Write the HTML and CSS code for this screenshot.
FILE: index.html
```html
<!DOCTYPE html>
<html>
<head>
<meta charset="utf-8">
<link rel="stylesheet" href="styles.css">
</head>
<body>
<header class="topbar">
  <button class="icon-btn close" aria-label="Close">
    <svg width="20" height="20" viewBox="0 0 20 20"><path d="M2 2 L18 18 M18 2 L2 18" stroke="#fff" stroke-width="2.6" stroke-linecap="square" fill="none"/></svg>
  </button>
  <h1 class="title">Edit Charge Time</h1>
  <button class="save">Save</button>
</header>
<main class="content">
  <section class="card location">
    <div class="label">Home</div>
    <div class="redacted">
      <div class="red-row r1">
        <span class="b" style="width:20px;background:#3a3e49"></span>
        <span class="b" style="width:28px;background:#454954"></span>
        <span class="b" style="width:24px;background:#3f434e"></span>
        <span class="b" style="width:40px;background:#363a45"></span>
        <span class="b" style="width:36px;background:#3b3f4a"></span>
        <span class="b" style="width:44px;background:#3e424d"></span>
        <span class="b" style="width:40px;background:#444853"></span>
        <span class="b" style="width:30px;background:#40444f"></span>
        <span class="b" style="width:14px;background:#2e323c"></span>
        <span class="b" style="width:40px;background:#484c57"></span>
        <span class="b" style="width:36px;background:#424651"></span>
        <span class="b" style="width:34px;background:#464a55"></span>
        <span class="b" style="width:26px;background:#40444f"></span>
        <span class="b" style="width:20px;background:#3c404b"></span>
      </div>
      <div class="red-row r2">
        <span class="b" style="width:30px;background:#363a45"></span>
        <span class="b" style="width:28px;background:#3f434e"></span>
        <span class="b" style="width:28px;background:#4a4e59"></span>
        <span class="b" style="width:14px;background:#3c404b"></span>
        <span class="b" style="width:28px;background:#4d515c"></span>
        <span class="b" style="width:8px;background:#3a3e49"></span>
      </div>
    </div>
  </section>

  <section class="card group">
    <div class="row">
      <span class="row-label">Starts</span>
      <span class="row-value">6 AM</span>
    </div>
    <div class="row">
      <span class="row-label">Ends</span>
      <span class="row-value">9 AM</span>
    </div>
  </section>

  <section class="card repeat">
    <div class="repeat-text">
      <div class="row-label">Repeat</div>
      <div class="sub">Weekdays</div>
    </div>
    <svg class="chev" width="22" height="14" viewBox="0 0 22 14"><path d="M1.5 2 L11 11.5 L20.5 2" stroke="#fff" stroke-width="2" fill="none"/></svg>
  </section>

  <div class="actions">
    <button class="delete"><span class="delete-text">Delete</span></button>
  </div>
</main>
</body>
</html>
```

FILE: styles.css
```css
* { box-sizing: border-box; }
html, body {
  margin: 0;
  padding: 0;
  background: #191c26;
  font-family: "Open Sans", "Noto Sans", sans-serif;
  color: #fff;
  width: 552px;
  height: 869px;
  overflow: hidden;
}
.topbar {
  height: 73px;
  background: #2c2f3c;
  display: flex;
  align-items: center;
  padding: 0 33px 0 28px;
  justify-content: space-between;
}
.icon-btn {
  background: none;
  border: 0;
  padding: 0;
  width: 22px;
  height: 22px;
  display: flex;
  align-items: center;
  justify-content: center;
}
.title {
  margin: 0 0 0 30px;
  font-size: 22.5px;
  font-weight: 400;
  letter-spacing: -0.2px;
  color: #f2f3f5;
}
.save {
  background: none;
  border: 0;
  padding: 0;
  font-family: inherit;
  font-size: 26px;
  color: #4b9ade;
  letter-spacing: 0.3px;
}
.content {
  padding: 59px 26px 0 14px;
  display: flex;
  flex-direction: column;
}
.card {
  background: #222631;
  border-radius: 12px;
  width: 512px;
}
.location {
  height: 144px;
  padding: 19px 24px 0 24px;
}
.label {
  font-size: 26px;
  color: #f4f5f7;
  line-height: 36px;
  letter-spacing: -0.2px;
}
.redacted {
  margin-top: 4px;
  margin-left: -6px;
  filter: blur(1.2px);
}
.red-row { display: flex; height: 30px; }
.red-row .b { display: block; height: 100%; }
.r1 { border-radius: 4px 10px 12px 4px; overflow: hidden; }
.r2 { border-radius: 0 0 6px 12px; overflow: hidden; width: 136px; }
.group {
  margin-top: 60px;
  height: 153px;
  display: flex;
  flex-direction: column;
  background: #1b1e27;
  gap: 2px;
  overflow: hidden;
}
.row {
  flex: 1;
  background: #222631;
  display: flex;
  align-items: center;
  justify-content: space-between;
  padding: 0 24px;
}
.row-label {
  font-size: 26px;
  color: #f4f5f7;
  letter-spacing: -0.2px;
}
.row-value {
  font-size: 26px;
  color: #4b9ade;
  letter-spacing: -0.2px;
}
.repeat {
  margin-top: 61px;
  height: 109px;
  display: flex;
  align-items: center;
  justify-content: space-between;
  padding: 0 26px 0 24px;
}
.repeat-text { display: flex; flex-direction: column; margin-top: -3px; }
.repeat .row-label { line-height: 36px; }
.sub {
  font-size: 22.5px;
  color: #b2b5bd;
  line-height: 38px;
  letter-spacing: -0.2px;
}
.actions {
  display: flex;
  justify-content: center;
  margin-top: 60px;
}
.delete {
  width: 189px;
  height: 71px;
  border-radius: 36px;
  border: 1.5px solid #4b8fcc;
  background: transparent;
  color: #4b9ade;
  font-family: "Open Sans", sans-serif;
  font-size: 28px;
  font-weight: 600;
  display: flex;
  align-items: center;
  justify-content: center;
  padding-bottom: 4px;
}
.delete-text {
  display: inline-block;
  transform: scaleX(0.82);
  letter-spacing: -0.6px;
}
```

-*-

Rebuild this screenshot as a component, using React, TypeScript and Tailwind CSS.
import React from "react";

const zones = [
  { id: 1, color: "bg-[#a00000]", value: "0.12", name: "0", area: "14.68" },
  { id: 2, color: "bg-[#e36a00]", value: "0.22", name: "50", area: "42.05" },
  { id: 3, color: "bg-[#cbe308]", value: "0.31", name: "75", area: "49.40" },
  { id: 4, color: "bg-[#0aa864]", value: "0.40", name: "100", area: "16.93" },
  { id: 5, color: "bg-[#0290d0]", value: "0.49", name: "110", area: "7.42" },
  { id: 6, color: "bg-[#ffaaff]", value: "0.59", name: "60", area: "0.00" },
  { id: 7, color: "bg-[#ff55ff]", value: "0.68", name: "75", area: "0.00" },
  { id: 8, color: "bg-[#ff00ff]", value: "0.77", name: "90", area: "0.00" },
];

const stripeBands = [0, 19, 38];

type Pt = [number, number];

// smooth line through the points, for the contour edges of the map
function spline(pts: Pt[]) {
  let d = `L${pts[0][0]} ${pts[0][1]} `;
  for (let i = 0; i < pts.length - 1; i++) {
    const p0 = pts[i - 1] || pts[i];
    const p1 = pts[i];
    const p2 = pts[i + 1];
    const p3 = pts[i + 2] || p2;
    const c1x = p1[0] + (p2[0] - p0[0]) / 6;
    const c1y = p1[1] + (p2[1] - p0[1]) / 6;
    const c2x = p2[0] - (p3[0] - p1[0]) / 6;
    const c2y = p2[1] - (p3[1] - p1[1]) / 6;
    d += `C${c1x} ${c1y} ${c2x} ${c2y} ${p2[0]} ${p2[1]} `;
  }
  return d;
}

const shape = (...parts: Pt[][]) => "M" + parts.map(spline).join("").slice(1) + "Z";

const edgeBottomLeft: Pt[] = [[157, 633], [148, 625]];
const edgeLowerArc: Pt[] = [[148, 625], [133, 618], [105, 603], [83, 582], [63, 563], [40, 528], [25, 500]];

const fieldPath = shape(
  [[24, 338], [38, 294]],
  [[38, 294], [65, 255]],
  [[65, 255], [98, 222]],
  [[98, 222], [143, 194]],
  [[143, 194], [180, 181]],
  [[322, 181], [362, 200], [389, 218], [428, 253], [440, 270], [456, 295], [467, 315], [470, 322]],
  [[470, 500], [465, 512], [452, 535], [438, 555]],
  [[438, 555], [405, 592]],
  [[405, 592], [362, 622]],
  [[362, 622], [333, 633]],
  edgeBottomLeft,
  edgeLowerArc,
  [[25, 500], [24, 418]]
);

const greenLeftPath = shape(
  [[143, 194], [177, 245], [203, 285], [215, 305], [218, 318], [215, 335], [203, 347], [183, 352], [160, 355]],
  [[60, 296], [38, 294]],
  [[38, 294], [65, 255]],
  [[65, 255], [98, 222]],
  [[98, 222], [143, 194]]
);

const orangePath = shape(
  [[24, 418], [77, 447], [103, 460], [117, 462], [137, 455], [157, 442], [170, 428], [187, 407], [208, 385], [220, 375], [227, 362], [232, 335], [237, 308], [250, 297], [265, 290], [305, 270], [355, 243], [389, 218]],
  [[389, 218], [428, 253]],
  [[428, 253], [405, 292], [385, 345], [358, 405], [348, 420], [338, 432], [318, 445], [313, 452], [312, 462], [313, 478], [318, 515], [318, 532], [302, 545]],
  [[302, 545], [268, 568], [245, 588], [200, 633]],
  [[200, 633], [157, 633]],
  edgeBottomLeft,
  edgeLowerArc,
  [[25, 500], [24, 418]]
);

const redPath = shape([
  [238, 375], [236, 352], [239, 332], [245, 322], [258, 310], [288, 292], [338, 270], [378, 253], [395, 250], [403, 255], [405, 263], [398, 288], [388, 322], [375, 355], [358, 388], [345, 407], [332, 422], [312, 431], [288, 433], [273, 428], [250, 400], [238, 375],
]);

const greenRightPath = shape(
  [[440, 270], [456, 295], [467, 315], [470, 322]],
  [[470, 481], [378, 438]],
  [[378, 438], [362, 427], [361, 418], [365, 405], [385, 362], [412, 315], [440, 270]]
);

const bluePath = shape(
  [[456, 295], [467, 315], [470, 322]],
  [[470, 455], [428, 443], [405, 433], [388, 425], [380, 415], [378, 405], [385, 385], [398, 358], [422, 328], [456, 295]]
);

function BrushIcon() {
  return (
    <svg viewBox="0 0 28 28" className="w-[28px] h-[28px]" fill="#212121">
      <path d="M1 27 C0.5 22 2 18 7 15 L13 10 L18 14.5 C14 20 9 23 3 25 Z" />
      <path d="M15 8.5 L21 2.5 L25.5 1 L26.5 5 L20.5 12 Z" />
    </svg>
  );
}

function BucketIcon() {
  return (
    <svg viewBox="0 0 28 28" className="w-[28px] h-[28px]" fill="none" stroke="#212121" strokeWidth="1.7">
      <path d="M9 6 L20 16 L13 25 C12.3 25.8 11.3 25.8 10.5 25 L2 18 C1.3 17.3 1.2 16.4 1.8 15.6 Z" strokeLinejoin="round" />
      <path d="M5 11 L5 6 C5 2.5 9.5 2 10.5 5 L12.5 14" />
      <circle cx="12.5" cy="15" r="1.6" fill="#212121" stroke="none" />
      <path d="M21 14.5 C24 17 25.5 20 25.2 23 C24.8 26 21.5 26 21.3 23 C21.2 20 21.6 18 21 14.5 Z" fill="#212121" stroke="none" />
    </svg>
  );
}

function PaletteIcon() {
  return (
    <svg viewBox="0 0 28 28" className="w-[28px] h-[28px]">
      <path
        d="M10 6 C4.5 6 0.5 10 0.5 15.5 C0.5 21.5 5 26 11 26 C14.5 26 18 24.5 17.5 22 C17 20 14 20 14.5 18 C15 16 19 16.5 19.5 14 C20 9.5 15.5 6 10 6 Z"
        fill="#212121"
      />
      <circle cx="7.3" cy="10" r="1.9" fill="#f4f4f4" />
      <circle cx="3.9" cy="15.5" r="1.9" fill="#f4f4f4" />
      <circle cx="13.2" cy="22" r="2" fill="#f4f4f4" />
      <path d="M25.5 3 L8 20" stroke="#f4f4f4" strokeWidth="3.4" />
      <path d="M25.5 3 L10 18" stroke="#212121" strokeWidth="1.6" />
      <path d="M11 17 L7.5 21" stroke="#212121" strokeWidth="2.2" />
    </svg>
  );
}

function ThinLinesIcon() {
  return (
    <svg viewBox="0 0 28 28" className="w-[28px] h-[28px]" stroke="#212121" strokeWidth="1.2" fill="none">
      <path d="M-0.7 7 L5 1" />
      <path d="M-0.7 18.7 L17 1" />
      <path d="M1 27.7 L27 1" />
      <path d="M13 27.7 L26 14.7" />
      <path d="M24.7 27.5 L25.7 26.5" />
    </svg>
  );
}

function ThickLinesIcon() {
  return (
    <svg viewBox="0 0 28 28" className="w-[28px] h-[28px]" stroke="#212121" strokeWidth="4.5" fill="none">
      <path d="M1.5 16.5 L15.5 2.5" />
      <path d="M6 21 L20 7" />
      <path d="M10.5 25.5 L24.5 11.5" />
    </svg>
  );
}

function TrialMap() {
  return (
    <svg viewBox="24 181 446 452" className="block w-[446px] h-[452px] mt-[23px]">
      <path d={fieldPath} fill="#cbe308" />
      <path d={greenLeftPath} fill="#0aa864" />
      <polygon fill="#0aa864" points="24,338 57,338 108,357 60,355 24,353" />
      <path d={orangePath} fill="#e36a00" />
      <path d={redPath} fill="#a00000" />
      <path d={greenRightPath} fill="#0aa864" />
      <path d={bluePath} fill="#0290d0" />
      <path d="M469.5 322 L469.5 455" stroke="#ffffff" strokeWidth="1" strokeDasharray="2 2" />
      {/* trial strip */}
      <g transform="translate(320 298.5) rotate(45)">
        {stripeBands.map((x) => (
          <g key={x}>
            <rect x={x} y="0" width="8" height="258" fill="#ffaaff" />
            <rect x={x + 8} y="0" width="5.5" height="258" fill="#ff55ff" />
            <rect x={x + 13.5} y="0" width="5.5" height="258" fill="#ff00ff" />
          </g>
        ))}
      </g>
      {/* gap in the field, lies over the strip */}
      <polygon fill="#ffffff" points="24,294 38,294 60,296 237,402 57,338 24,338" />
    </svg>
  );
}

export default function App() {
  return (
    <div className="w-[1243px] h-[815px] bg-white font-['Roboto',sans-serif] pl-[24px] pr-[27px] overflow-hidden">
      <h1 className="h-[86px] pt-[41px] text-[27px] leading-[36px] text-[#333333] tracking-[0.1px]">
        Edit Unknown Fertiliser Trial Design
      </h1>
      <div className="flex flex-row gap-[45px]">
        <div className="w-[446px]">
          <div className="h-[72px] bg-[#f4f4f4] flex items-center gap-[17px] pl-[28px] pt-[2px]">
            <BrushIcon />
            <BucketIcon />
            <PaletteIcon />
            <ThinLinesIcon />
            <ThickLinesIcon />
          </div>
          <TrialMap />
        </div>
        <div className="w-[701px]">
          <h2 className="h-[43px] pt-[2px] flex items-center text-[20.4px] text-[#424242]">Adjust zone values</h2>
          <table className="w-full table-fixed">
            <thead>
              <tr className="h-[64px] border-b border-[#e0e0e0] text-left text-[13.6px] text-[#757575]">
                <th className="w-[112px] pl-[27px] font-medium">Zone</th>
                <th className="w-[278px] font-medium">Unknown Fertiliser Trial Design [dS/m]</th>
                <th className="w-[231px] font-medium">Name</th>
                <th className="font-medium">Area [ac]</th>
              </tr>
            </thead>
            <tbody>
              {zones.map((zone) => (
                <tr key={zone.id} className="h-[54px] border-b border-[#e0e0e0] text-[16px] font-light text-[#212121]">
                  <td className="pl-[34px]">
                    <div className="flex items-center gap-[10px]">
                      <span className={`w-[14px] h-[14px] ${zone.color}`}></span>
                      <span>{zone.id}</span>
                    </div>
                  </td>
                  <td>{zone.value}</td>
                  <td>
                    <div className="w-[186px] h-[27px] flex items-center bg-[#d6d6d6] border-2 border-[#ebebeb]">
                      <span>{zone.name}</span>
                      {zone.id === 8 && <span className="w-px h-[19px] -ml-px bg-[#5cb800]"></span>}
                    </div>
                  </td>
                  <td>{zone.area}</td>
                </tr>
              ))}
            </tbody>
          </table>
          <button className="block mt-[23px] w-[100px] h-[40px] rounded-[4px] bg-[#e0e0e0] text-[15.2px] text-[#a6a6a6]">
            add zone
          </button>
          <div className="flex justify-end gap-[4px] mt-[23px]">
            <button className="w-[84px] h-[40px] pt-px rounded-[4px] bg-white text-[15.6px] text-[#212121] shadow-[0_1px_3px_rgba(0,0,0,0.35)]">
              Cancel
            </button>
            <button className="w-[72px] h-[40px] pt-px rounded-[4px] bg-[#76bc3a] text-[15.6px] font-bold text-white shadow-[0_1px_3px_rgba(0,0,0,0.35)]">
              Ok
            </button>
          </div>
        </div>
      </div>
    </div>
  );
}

-*-

■ **WHAT TO DO**
Reproduce each line of the entries in which the word "this" is found.

■ **COMPLETE OUTPUT**
Write the HTML and CSS code for this screenshot.
Rebuild this screenshot as a component, using React, TypeScript and Tailwind CSS.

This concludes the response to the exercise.